Maggie had lost her own father several months before. Knowing what he was going through, she offered condolences to Ron.

The next year, when he got out of the Army, he asked her out. Their first date was a movie.

“What attracted me to Maggie was the same thing that attracts any man to a woman at first: sheer beauty,” he said.

He remembered that she smelled “so good” and recalled the perfume she wore: Cote’s Emerald.

He soon found that her beauty went deep. “She was a sweetheart; she still is,” he said. “It’s almost a saying, ‘Everybody loves Maggie.'”

As for Maggie, she said she enjoyed being with Ron. “I just liked him. He was thoughtful. He was good company. He always had plans.”

An insurance salesman, his marriage pitch to her was “the biggest sales job I ever did,” he said. “It was worth it.”

In October 1957 he gave her a diamond.

The following May they got married at Saints Peter and Paul Church, now a basilica, in Lewiston.

They were married for 10 months when their first child arrived. More were to follow soon.

They had six children in eight years.

Raising them wasn’t difficult, Maggie insisted.

“The oldest one was always entertaining the youngest,” she said. “Ronnie was here to help me, and I started baby-sitting at age 10. That was good training.”

The Bonenfants ran their home as a team. They agreed on how to raise the children, what kind of discipline to impose. As an insurance agent, he was able to set his own hours and tried to be home at dinnertime so Maggie didn’t get overwhelmed.

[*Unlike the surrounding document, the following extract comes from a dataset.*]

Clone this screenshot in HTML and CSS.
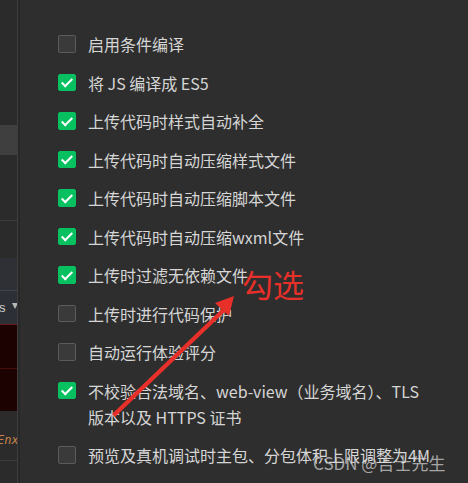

They took two vacations per year, one with the children, one without.

They watched their children play sports, went camping and canoeing, celebrated Christmas at big gatherings. These days they enjoy watching their grandchildren play sports.

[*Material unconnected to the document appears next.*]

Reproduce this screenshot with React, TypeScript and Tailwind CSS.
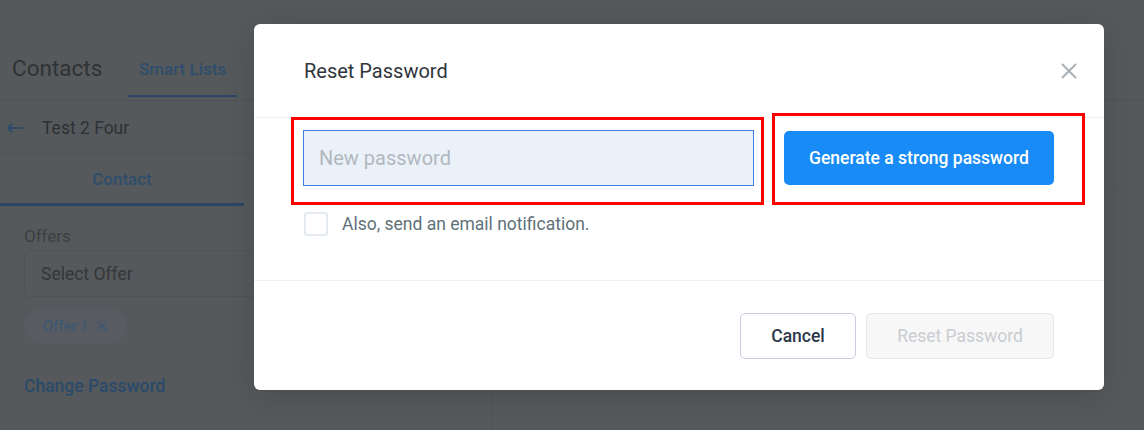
import React from "react";

export default function App() {
  return (
    <div className="relative h-[430px] w-[1144px] overflow-hidden bg-[#56595c] font-['Roboto',_'Liberation_Sans',_sans-serif]">
      {/* Underlying page (dimmed by overlay) */}
      <div className="flex h-[101px] border-b border-[#4e5256]">
        <div className="w-[128px] pl-3 pt-[54px] text-[22.5px] leading-[28px] text-[#2f3336]">Contacts</div>
        <div className="flex w-[109px] flex-col items-center justify-end pb-[3px]">
          <div className="pb-[16px] text-[17px] font-medium leading-[20px] text-[#2e4d6b]">Smart Lists</div>
          <div className="h-[2px] w-full bg-[#2a4866]" />
        </div>
      </div>
      <div className="flex">
        <div className="h-[329px] w-[493px] border-r border-[#515558]">
          <div className="flex h-[52px] items-center border-b border-[#515558] pl-[6px] pt-[3px]">
            <svg width="18" height="12" viewBox="0 0 18 12" className="mr-[18px]">
              <path d="M17 6H2M6.5 1.5L2 6l4.5 4.5" fill="none" stroke="#2e4d6b" strokeWidth="2" />
            </svg>
            <span className="text-[17.5px] text-[#2d3134]">Test 2 Four</span>
          </div>
          <div className="flex h-[53px]">
            <div className="flex w-[244px] items-center justify-center border-b-[3px] border-[#2a4866] pt-[3px] text-[17px] font-medium text-[#2e4d6b]">
              Contact
            </div>
          </div>
          <div className="px-6 pt-[20px]">
            <div className="text-[17px] leading-[20px] text-[#3b3f42]">Offers</div>
            <div className="mt-[4px] flex h-[47px] items-center rounded border border-[#4f5356] pl-4 pt-px text-[17.5px] text-[#33373a]">
              Select Offer
            </div>
            <div className="mt-[12px] flex h-[34px] w-[103px] items-center rounded-full bg-[#585c62] pl-[19px] text-[15px] text-[#3a5672]">
              Offer 1
              <svg width="10" height="10" viewBox="0 0 10 10" className="ml-[8px]">
                <path d="M1 1l8 8M9 1L1 9" stroke="#3a5672" strokeWidth="1.5" />
              </svg>
            </div>
            <div className="mt-[30px] text-[17.5px] font-medium text-[#2a4a6a]">Change Password</div>
          </div>
        </div>
        <div className="flex-1 pl-[24px] pt-[12px]">
          <div className="mr-[36px] h-[52px] rounded-md border border-[#4e5255]" />
          <div className="mt-[22px] border-b border-[#515558]" />
        </div>
      </div>

      {/* Modal */}
      <div className="absolute left-[254px] top-[24px] flex h-[366px] w-[850px] flex-col rounded-md bg-white shadow-[0_6px_30px_rgba(0,0,0,0.14)]">
        <div className="flex h-[94px] items-center justify-between border-b border-[#eef2f7] pl-[50px] pr-[27px]">
          <span className="text-[20px] text-[#2f353b]">Reset Password</span>
          <svg width="16" height="16" viewBox="0 0 16 16">
            <path d="M1 1l14 14M15 1L1 15" stroke="#a9b0b6" strokeWidth="2" />
          </svg>
        </div>
        <div className="h-[163px] border-b border-[#eef2f7] pl-[49px] pr-[50px] pt-[12px]">
          <div className="flex items-center gap-[30px]">
            <div className="relative">
              <div className="flex h-[56px] w-[451px] items-center border border-[#3f7fe4] bg-[#eaf1f8] pl-[15px] text-[20px] text-[#b1b8be]">
                New password
              </div>
              <div className="pointer-events-none absolute -left-[12px] -right-[10px] -top-[13px] -bottom-[19px] border-[3px] border-[#ff0000]" />
            </div>
            <div className="relative">
              <button className="h-[54px] w-[270px] rounded-[5px] bg-[#188bf6] text-[17.5px] font-medium text-white">
                Generate a strong password
              </button>
              <div className="pointer-events-none absolute -left-[12px] -right-[31px] -top-[18px] -bottom-[20px] border-[3px] border-[#ff0000]" />
            </div>
          </div>
          <div className="mt-[25px] flex items-center pl-px">
            <div className="h-[24px] w-[24px] rounded-[3px] border-2 border-[#e4eaf0] bg-white" />
            <span className="ml-[14px] text-[17.5px] text-[#607179]">Also, send an email notification.</span>
          </div>
        </div>
        <div className="flex flex-1 items-start justify-end gap-[10px] pr-[50px] pt-[32px]">
          <button className="h-[46px] w-[116px] rounded-[5px] border border-[#c9cede] bg-white pt-px text-[17.5px] font-medium text-[#2d3748]">
            Cancel
          </button>
          <button className="h-[46px] w-[188px] rounded-[5px] border border-[#e6e7e9] bg-[#f7f7f8] pt-px text-[17.5px] text-[#c9cdd1]">
            Reset Password
          </button>
        </div>
      </div>
    </div>
  );
}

Last year Maggie suffered a stroke but made a full recovery. That gave him a scare, Ron said.

He and Maggie consider themselves lucky and blessed.

“He spoils me,” Maggie said. “He’s helped me a lot with the housework. If he saw I was stressed out, we’d go away. He’d ask his mother to sit. If his mother didn’t sit, we’d hire two student nurses.”

A few days away from the children was all she needed to get rejuvenated, Maggie said.

He’s still smitten.

“She completes me,” he said. “I’m the luckiest guy in the world. I make sure that I thank God every night.”